Mainstream news reporters who have covered the Sunday metering issue, like columnists Phil Matier and Andrew Ross at the SF Chronicle and CBS affiliate KPIX, typically don’t mention that the SFMTA found that meters cut cruising times for parking in half and increased turnover for businesses by at least 20 percent. Instead, parking meters have typically been framed as a way to collect revenue, even in the Chronicle report on today’s vote.

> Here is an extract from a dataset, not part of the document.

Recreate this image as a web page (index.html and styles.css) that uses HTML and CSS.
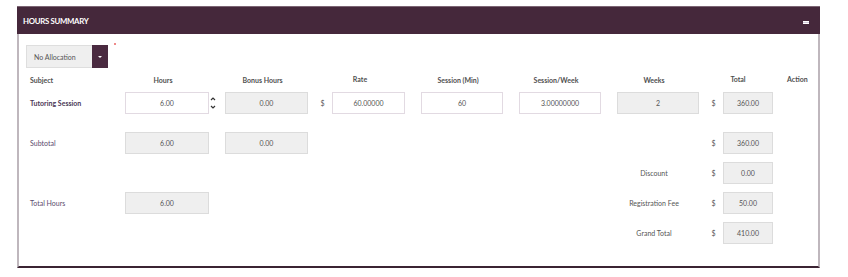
FILE: index.html
```html
<!DOCTYPE html>
<html lang="en">
<head>
<meta charset="utf-8">
<title>Hours Summary</title>
<link rel="stylesheet" href="styles.css">
</head>
<body>
<div class="panel">
  <div class="panel-head">
    <span class="title">HOURS SUMMARY</span>
    <span class="collapse"></span>
  </div>
  <div class="panel-body">
    <div class="alloc-row">
      <div class="select">
        <span class="select-text">No Allocation</span>
        <span class="select-btn"><span class="caret"></span></span>
      </div>
      <span class="req"></span>
    </div>
    <div class="grid">
      <div class="hd r1 c1 left">Subject</div>
      <div class="hd r1 c2">Hours</div>
      <div class="hd r1 c4">Bonus Hours</div>
      <div class="hd r1 c56 rate-hd">Rate</div>
      <div class="hd r1 c8">Session (Min)</div>
      <div class="hd r1 c10">Session/Week</div>
      <div class="hd r1 c12">Weeks</div>
      <div class="hd r1 c1314 total-hd">Total</div>
      <div class="hd r1 c15 action-hd">Action</div>

      <div class="subject r2 c1">Tutoring Session</div>
      <div class="box edit r2 c2">6.00</div>
      <div class="spin r2 c3">
        <svg width="6" height="14" viewBox="0 0 6 14"><path d="M1 4 L3 2 L5 4" fill="none" stroke="#333" stroke-width="1.2"/><path d="M1 10 L3 12 L5 10" fill="none" stroke="#333" stroke-width="1.2"/></svg>
      </div>
      <div class="box r2 c4">0.00</div>
      <div class="dollar r2 c5">$</div>
      <div class="box edit r2 c6">60.00000</div>
      <div class="box edit r2 c8">60</div>
      <div class="box edit r2 c10">3.00000000</div>
      <div class="box r2 c12">2</div>
      <div class="dollar r2 c13">$</div>
      <div class="box r2 c14">360.00</div>

      <div class="lbl r4 c1">Subtotal</div>
      <div class="box r4 c2">6.00</div>
      <div class="box r4 c4">0.00</div>
      <div class="dollar r4 c13">$</div>
      <div class="box r4 c14">360.00</div>

      <div class="rlbl r5 c12">Discount</div>
      <div class="dollar r5 c13">$</div>
      <div class="box r5 c14">0.00</div>

      <div class="lbl r6 c1">Total Hours</div>
      <div class="box r6 c2">6.00</div>
      <div class="rlbl r6 c12">Registration Fee</div>
      <div class="dollar r6 c13">$</div>
      <div class="box r6 c14">50.00</div>

      <div class="rlbl r7 c12">Grand Total</div>
      <div class="dollar r7 c13">$</div>
      <div class="box r7 c14">410.00</div>
    </div>
  </div>
</div>
</body>
</html>
```

FILE: styles.css
```css
html, body {
  margin: 0;
  padding: 0;
  background: #ffffff;
}

body {
  font-family: Lato, "Open Sans", "Liberation Sans", sans-serif;
  font-size: 7px;
  color: #444;
}

.panel {
  margin: 6px 0 0 17px;
  width: 803px;
}

.panel-head {
  height: 28px;
  background: #45283b;
  border-top: 1px solid #7c6574;
  box-sizing: border-box;
  display: flex;
  align-items: center;
  justify-content: space-between;
  padding: 0 11px 0 6px;
}

.title {
  color: #ffffff;
  font-weight: 700;
  font-size: 7.8px;
  letter-spacing: -0.3px;
}

.collapse {
  display: block;
  width: 6px;
  height: 1px;
  background: #cfc6d8;
  border-top: 1px solid #ffffff;
  border-bottom: 1px solid #ffffff;
  margin-top: 3px;
}

.panel-body {
  border-left: 2px solid #bfb7bd;
  border-right: 2px solid #bfb7bd;
  border-bottom: 2px solid #3b2433;
  padding: 11px 0 22px 7px;
}

.alloc-row {
  display: flex;
  align-items: flex-start;
}

.select {
  display: flex;
  width: 82px;
  height: 23px;
  box-sizing: border-box;
}

.select-text {
  flex: 1;
  background: #efefef;
  border: 1px solid #dedede;
  border-right: none;
  display: flex;
  align-items: center;
  padding-left: 7px;
  color: #555;
}

.select-btn {
  width: 16px;
  background: #4a2a40;
  display: flex;
  align-items: center;
  justify-content: center;
}

.caret {
  width: 0;
  height: 0;
  border-left: 2px solid transparent;
  border-right: 2px solid transparent;
  border-top: 2px solid #ffffff;
}

.req {
  display: block;
  width: 2px;
  height: 2px;
  background: #ef8a8a;
  margin: -2px 0 0 6px;
}

.grid {
  display: grid;
  margin: 6px 0 0 4px;
  grid-template-columns: 95px 84px 16px 83px 24px 73px 16px 82px 16px 82px 16px 82px 24px 50px 40px;
  grid-template-rows: 10px 22px 2px 22px 22px 22px 22px;
  row-gap: 8px;
  align-items: center;
}

.r1 { grid-row: 1; padding-top: 2px; }
.r2 { grid-row: 2; }
.r4 { grid-row: 4; }
.r5 { grid-row: 5; }
.r6 { grid-row: 6; }
.r7 { grid-row: 7; }

.c1 { grid-column: 1; }
.c2 { grid-column: 2; }
.c3 { grid-column: 3; }
.c4 { grid-column: 4; }
.c5 { grid-column: 5; }
.c6 { grid-column: 6; }
.c56 { grid-column: 5 / 7; }
.c8 { grid-column: 8; }
.c10 { grid-column: 10; }
.c12 { grid-column: 12; }
.c13 { grid-column: 13; }
.c14 { grid-column: 14; }
.c1314 { grid-column: 13 / 15; }
.c15 { grid-column: 15; }

.hd {
  font-weight: 700;
  color: #505050;
  text-align: center;
  padding-right: 8px;
  white-space: nowrap;
}

.hd.left {
  text-align: left;
  padding-right: 0;
}

.rate-hd {
  padding: 0 0 0 7px;
}

.total-hd {
  padding: 0 0 0 4px;
}

.action-hd {
  text-align: left;
  padding: 0 0 0 14px;
}

.subject {
  font-weight: 700;
  color: #4b3856;
}

.lbl {
  color: #5a4a6c;
}

.rlbl {
  color: #555;
  text-align: center;
  padding-right: 8px;
  white-space: nowrap;
}

.box {
  height: 22px;
  box-sizing: border-box;
  background: #efefef;
  border: 1px solid #dcdcdc;
  display: flex;
  align-items: center;
  justify-content: center;
  color: #555;
}

.box.edit {
  background: #ffffff;
  border-color: #e2dae2;
}

.spin {
  display: flex;
  padding-left: 1px;
}

.dollar {
  text-align: center;
  padding-left: 5px;
  color: #555;
}
```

Mayor Lee issued this statement about “reinstating free Sunday parking in San Francisco”:
Repealing Sunday parking meters is about making San Francisco a little more affordable for our families and residents on Sunday, plain and simple. Paid Sunday meters were implemented in 2013 as a response to record budget deficits at Muni, and I thank the SFMTA Board of Directors for moving a budget forward today that eliminates this practice. Instead of nickel and diming our residents at the meter on Sunday, let’s work together to support comprehensive transportation funding measures this year and in the future that will invest in our City’s transportation system for pedestrians, bicyclists, transit riders and drivers alike.
As we reported, there’s no evidence to support Mayor Lee’s claims that anyone besides church leaders have pushed to give away Sunday parking. Indeed, the only speakers who showed up to encourage the SFMTA Board to repeal Sunday meters were the same church leaders who campaigned against the policy in the first place, including SF Interfaith Council Executive Director Michael Pappas.
Two church ministers who did speak seemed more worried about double parking tickets than parking meters, although enforcement was not on the agenda. Reverend Arnold Townsend complained that after a non-Sunday service at Third Baptist Church, located at Pierce and McAllister Streets, “Two parking control officers were outside rudely telling [churchgoers] that if they did not move their cars immediately, they would be towed or ticketed.” Typically, drivers at Third Baptist double park on McAllister, a Muni and bicycle route. Townsend said the parking enforcement director had “assured” the SFMTA Board earlier that day “that they would not be pursuing double-parked cars outside churches.”
“We are here because of our concerns about fair and equitable treatment,” said Reverend Keva McNeill from El Bethel Baptist Church on Golden Gate Avenue at Fillmore Street, which has no parking meters on its street front, but where congregation members typically double park on Sundays. “The churches have been engaged in the practice of double parking for over a half century. The previous agreement did not present any opposition until recently, it seems.”
Notably, Supervisor John Avalos showed up to the SFMTA board meeting to support Sunday parking meters — the first elected official known to have publicly done so in recent years. “We talk about being a transit-first city… but we don’t always live up to that,” he said. “We’ve seen that Sunday meters actually has been a success. I think it works for our commercial corridors. You’ll see cars not spending all day sitting in front of a shop, but actually rotating in and out.”
Supervisors Eric Mar, David Campos, and an aide for Supervisor Jane Kim also pulled away from a Board of Supervisors meeting to speak to the SFMTA Board, but they didn’t mention Sunday parking meters. Each spoke in support of expanding the free Muni pass program to low-income 18-year-olds, seniors, and people with disabilities.
Of the dozens of speakers at the board meeting, the vast majority testified in support of those programs, and the budget was approved with an extension of the free Muni for youth program to 18-year-olds. Sunday meter advocates noted that the estimated $9.6 million to be lost from the meter repeal could’ve gone towards funding such programs.
Noting that the continuation of the free Muni for low-income youth program was funded by a $6.8 million donation from Google, Mario Tanev of the SF Transit Riders Union pointed out that “you’re essentially going to have Google sponsor free parking, instead of free Muni for kids.”
Tanev said the parking meter reversal “violates all semblance of competence in government and public process. Your own report shows that meters are beneficial to businesses and shoppers, reduce congestion and increase pedestrian safety.”
“Sunday meters were passed in collaboration with many stakeholders, including the Chamber of Commerce. It is a betrayal that they are revoked without the same process applied when they passed.”
“You’re nobody’s puppets,” Tanev told the SFMTA Board. “You work for free. Be willing to be fired, do the right thing, and let the politicians take the blame if they interfere in your work.”
Sunday parking metering is scheduled to end in July.